* [Problem]:
Locate the string "screenshot" in the listing below. Copy every line where it is found.

* [Data in this exercise]:

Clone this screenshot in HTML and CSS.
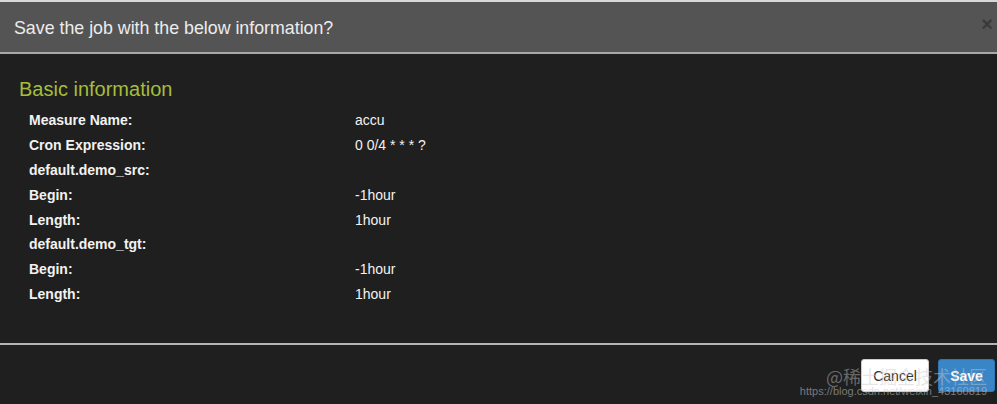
FILE: index.html
```html
<!DOCTYPE html>
<html>
<head>
<meta charset="utf-8">
<link rel="stylesheet" href="styles.css">
</head>
<body>
<div class="modal">
  <div class="modal-header">
    <h4 class="modal-title">Save the job with the below information?</h4>
    <span class="close">×</span>
  </div>
  <div class="modal-body">
    <h3 class="section-title">Basic information</h3>
    <div class="info">
      <div class="label">Measure Name:</div><div class="value">accu</div>
      <div class="label">Cron Expression:</div><div class="value">0 0/4 * * * ?</div>
      <div class="label">default.demo_src:</div><div class="value"></div>
      <div class="label">Begin:</div><div class="value">-1hour</div>
      <div class="label">Length:</div><div class="value">1hour</div>
      <div class="label">default.demo_tgt:</div><div class="value"></div>
      <div class="label">Begin:</div><div class="value">-1hour</div>
      <div class="label">Length:</div><div class="value">1hour</div>
    </div>
  </div>
  <div class="modal-footer">
    <button class="btn btn-default">Cancel</button>
    <button class="btn btn-primary">Save</button>
    <div class="watermark">
      <div class="wm-big">@稀土掘金技术社区</div>
      <div class="wm-small">https://blog.csdn.net/weixin_43160819</div>
    </div>
  </div>
</div>
</body>
</html>
```
FILE: styles.css
```css
* { box-sizing: border-box; }
html, body {
  margin: 0;
  padding: 0;
  background: #1f1f1f;
  font-family: "Liberation Sans", Arial, sans-serif;
}
.modal {
  width: 997px;
  height: 404px;
  background: #1f1f1f;
  border-top: 2px solid #d8d8d8;
  display: flex;
  flex-direction: column;
}
.modal-header {
  height: 52px;
  background: #545454;
  border-bottom: 2px solid #a9a9a9;
  display: flex;
  align-items: center;
  justify-content: space-between;
  padding: 0 4px 0 14px;
}
.modal-title {
  margin: 0;
  font-size: 17.8px;
  font-weight: normal;
  color: #ececec;
  padding-top: 2px;
}
.close {
  font-size: 20px;
  font-weight: bold;
  color: #3a3a3a;
  line-height: 1;
  padding-bottom: 6px;
}
.modal-body {
  height: 291px;
  padding: 23px 19px 0;
  border-bottom: 2px solid #b4b4b4;
}
.section-title {
  margin: 0 0 7px;
  font-size: 20px;
  font-weight: normal;
  color: #a6bd3b;
  line-height: 24px;
}
.info {
  display: grid;
  grid-template-columns: 326px 1fr;
  grid-auto-rows: 24.8px;
  padding-left: 10px;
  font-size: 14px;
  align-items: center;
}
.label {
  font-weight: bold;
  color: #f2f2f2;
}
.value {
  color: #f2f2f2;
}
.modal-footer {
  flex: 1;
  display: flex;
  justify-content: flex-end;
  align-items: flex-start;
  padding: 14px 2px 0 0;
  gap: 9px;
  position: relative;
}
.btn {
  height: 33px;
  font-family: "Liberation Sans", Arial, sans-serif;
  font-size: 14px;
  border-radius: 3px;
  padding: 0 10px;
}
.btn-default {
  width: 68px;
  background: #ffffff;
  border: 1px solid #cccccc;
  color: #333;
}
.btn-primary {
  width: 57px;
  background: #3a85c6;
  border: 1px solid #2f76b5;
  color: #fff;
  font-weight: bold;
}
.watermark {
  position: absolute;
  right: 10px;
  top: 21px;
  text-align: right;
  pointer-events: none;
}
.wm-big {
  font-family: "Noto Sans CJK SC", sans-serif;
  font-size: 18px;
  line-height: 20px;
  color: rgba(200, 200, 200, 0.45);
}
.wm-small {
  font-size: 11px;
  line-height: 10px;
  color: rgba(200, 200, 200, 0.55);
}
```
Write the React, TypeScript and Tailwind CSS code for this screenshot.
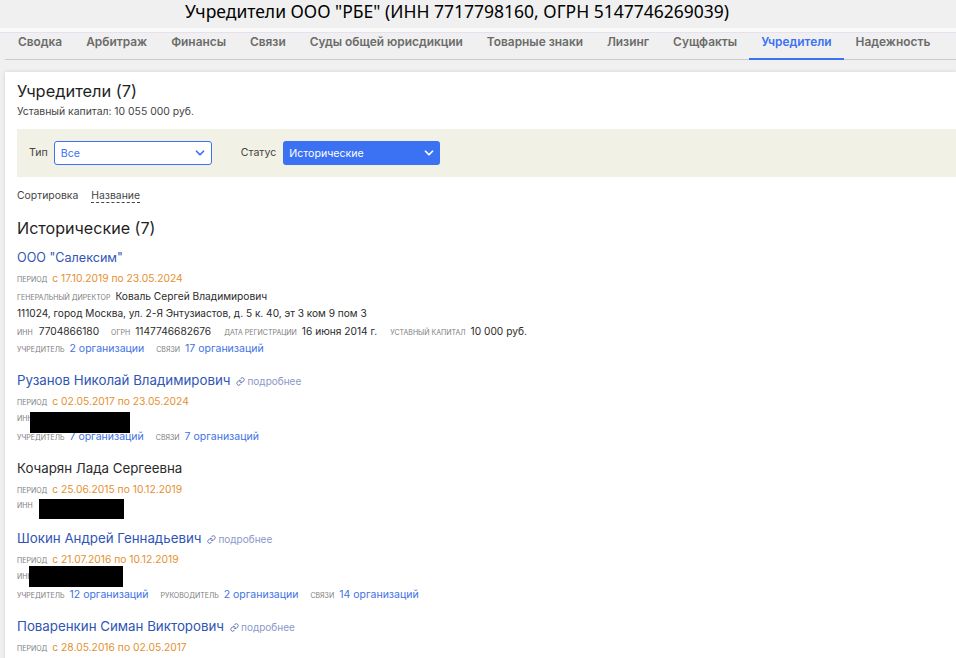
import { ChevronDown, Link as LinkIcon } from "lucide-react";

const tabs = ["Сводка", "Арбитраж", "Финансы", "Связи", "Суды общей юрисдикции", "Товарные знаки", "Лизинг", "Сущфакты", "Учредители", "Надежность"];

function Label({ children }: { children: React.ReactNode }) {
  return <span className="text-[7px] uppercase text-[#7d7d7d] mr-[5px]">{children}</span>;
}

function Period({ text }: { text: string }) {
  return (
    <div className="h-[17px] flex items-baseline leading-[17px] whitespace-nowrap">
      <Label>период</Label>
      <span className="text-[10.3px] text-[#e5902e]">{text}</span>
    </div>
  );
}

function Orgs({ items }: { items: [string, string][] }) {
  return (
    <div className="h-[17px] flex items-baseline gap-[12px] leading-[17px] whitespace-nowrap">
      {items.map(([label, value]) => (
        <span key={label} className="flex items-baseline">
          <Label>{label}</Label>
          <span className="text-[10.5px] text-[#4272e6]">{value}</span>
        </span>
      ))}
    </div>
  );
}

function Name({ children, more, link }: { children: React.ReactNode; more?: boolean; link?: boolean }) {
  return (
    <div className="h-[20px] mb-[2px] flex items-center whitespace-nowrap">
      <span className={`text-[13.3px] ${link ? "text-[#2f55b5]" : "text-[#2b2b2b]"}`}>{children}</span>
      {more && (
        <span className="ml-[6px] flex items-center gap-[2px] text-[10px] text-[#8a98c8]">
          <LinkIcon className="h-[9px] w-[9px] text-[#5f6fae]" strokeWidth={2.5} />
          подробнее
        </span>
      )}
    </div>
  );
}

function Inn({ box, className }: { box: string; className?: string }) {
  return (
    <div className={`relative h-[17px] flex items-center ${className ?? ""}`}>
      <Label>инн</Label>
      <div className={`absolute bg-black ${box}`} />
    </div>
  );
}

export default function App() {
  return (
    <div className="h-[658px] w-[956px] overflow-hidden bg-[#f0f0f0] font-['Inter',sans-serif] text-[#2b2b2b]">
      <div className="h-[28px] pr-[42px] text-center text-[17.5px] leading-[22px] text-black font-['Noto_Sans',sans-serif]">
        Учредители ООО "РБЕ" (ИНН 7717798160, ОГРН 5147746269039)
      </div>
      <div className="h-[4px] bg-[#fafafa]" />
      <div className="h-[1px] bg-[#e8dff0]" />
      <div className="ml-[5px] h-[27px] flex border-b border-[#cccccc] pl-[1px]">
        {tabs.map((tab) => (
          <div
            key={tab}
            className={`px-[12px] text-[11.9px] font-semibold leading-[18px] whitespace-nowrap ${
              tab === "Учредители" ? "text-[#3b71f3] border-b-2 border-[#3b71f3] -mb-px" : "text-[#6b6b6b]"
            }`}
          >
            {tab}
          </div>
        ))}
      </div>
      <div className="mt-[12px] ml-[5px] h-[600px] bg-white pl-[12px] pt-[8px] shadow-[0_0_4px_rgba(0,0,0,0.12)]">
        <div className="text-[16.4px] leading-[22px] text-[#1f1f1f]">Учредители (7)</div>
        <div className="text-[10.4px] leading-[14px] mt-[3px] text-[#444]">Уставный капитал: 10 055 000 руб.</div>

        <div className="mt-[10px] h-[48px] flex items-center bg-[#f2f1e6] pl-[12px] text-[10.6px] text-[#444]">
          <span className="mr-[6px]">Тип</span>
          <div className="h-[24px] w-[158px] flex items-center justify-between rounded-[3px] border border-[#3b71f3] bg-white pl-[6px] pr-[4px] text-[#3b71f3]">
            <span className="pt-[1px]">Все</span>
            <ChevronDown className="h-[14px] w-[14px]" strokeWidth={3} />
          </div>
          <span className="ml-[29px] mr-[7px]">Статус</span>
          <div className="h-[24px] w-[157px] flex items-center justify-between rounded-[3px] bg-[#3b71f3] pl-[6px] pr-[4px] text-white">
            <span className="pt-[1px]">Исторические</span>
            <ChevronDown className="h-[14px] w-[14px]" strokeWidth={3} />
          </div>
        </div>

        <div className="mt-[11px] h-[16px] flex items-center text-[10.4px] text-[#444]">
          <span>Сортировка</span>
          <span className="ml-[13px] border-b border-dashed border-[#444] leading-[12px]">Название</span>
        </div>

        <div className="mt-[13px] text-[16.1px] leading-[22px] text-[#1f1f1f]">Исторические (7)</div>

        <div className="mt-[9px]">
          <div className="h-[20px] mb-[2px] flex items-center text-[12.6px] text-[#2f55b5]">ООО "Салексим"</div>
          <Period text="с 17.10.2019 по 23.05.2024" />
          <div className="h-[18px] flex items-baseline leading-[18px] whitespace-nowrap">
            <Label>генеральный директор</Label>
            <span className="text-[10.2px]">Коваль Сергей Владимирович</span>
          </div>
          <div className="h-[17px] flex items-center text-[10.1px] whitespace-nowrap">111024, город Москва, ул. 2-Я Энтузиастов, д. 5 к. 40, эт 3 ком 9 пом 3</div>
          <div className="h-[18px] flex items-baseline leading-[18px] whitespace-nowrap text-[10.2px]">
            <Label>инн</Label>
            <span className="ml-[1px] mr-[12px]">7704866180</span>
            <Label>огрн</Label>
            <span className="mr-[13px]">1147746682676</span>
            <Label>дата регистрации</Label>
            <span className="mr-[13px]">16 июня 2014 г.</span>
            <Label>уставный капитал</Label>
            <span>10 000 руб.</span>
          </div>
          <Orgs items={[["учредитель", "2 организации"], ["связи", "17 организаций"]]} />
        </div>

        <div className="mt-[14px]">
          <Name link more>Рузанов Николай Владимирович</Name>
          <Period text="с 02.05.2017 по 23.05.2024" />
          <Inn className="mt-[1px]" box="left-[13px] top-[1px] h-[21px] w-[100px]" />
          <Orgs items={[["учредитель", "7 организаций"], ["связи", "7 организаций"]]} />
        </div>

        <div className="mt-[14px]">
          <Name>Кочарян Лада Сергеевна</Name>
          <div className="mt-[1px]" />
          <Period text="с 25.06.2015 по 10.12.2019" />
          <Inn box="left-[22px] top-[1px] h-[20px] w-[85px]" />
        </div>

        <div className="mt-[14px]">
          <Name link more>Шокин Андрей Геннадьевич</Name>
          <Period text="с 21.07.2016 по 10.12.2019" />
          <Inn className="mt-[1px]" box="left-[12px] -top-[3px] h-[21px] w-[94px]" />
          <Orgs items={[["учредитель", "12 организаций"], ["руководитель", "2 организации"], ["связи", "14 организаций"]]} />
        </div>

        <div className="mt-[14px]">
          <Name link more>Поваренкин Симан Викторович</Name>
          <div className="mt-[2px]" />
          <Period text="с 28.05.2016 по 02.05.2017" />
        </div>
      </div>
    </div>
  );
}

* [Task output]:
Clone this screenshot in HTML and CSS.
Write the React, TypeScript and Tailwind CSS code for this screenshot.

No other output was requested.